The city council should consider using some of the “one time” unencumbered arena construction tax revenues from an arena in SoDo. Use those taxes as a “public” portion in a public/private, right sized remodel of KeyArena with modern amenities and acoustics. It would be absurd for anybody to claim that the city would have a minor financial commitment to a large sports arena rebuild of KeyArena, but would be somehow completely on the hook for a modern scaled down remodel.

According to the KeyArena remodel proposers, the programming dates the city has identified needing are for 14 dates a year, for events like Bumbershoot. Does the city need a 18,000 seat arena 14 times a year, or would an arena with two different theater sizes, 11,878 and 2,905, actually be more useful to the city for those 14 days? Well?

According to a recent traffic analysis, Lower Queen Anne's arena tip-over point for significant traffic delays are events greater than 10,000. Traffic and parking mitigation above and beyond the demand KeyArena regularly places on the area is reduced.

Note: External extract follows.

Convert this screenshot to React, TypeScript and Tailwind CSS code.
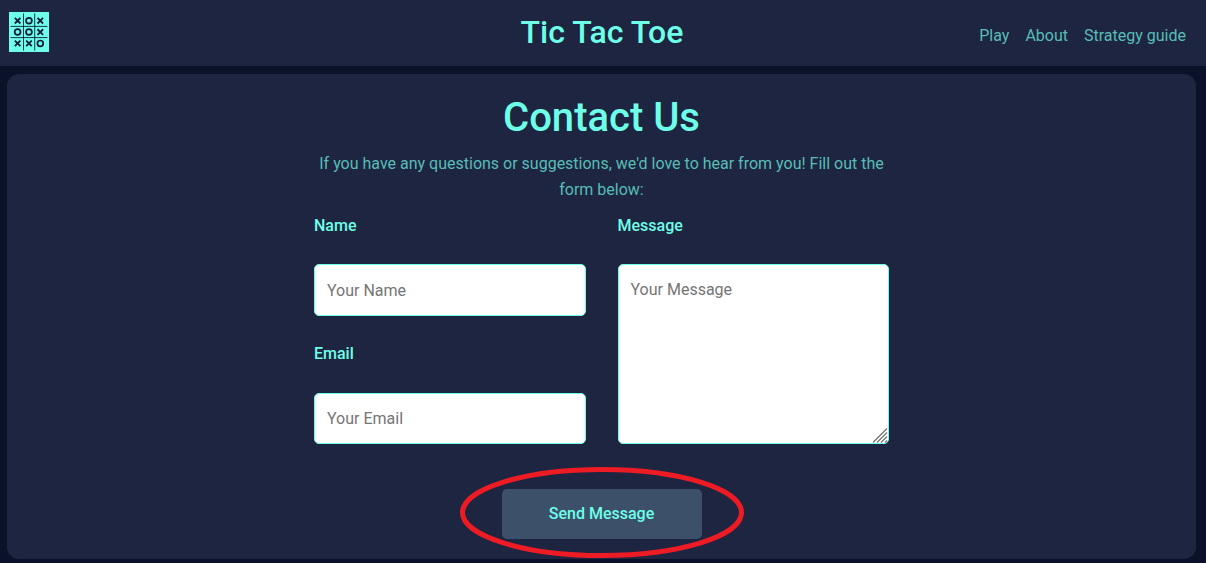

The Monorail should be used to absorb more people and more frequently for a slightly smaller venue if the needs by technologically integrated with the other modes of transit. The scope of upgrades should not be as great to serve a portion of 11,878 people rather than 17,750 people.

And… The city should consider that the potential opportunity to approving both SoDo and Seattle Center could result in something great at both SoDo and Seattle Center, one helping to fund the other.

Finally, a new arena in SoDo should mean having the means to also take more of a restorative approach to the Paul Thiry buildings, and KeyArena in particular. The city council should approve both SoDo and Seattle Center proposals, with SoDo potentially and partially funding a smaller remodel.

If the city council determines that an arena in SoDo and a smaller venue in Seattle Center is still "no", then I prefer the Oak View Group's approach to the building's roofline. It is more in keeping with the elements that the Landmark Preservation Board building criteria.

In any scenario, I prefer that KeyArena retain its original roofline and square footprint.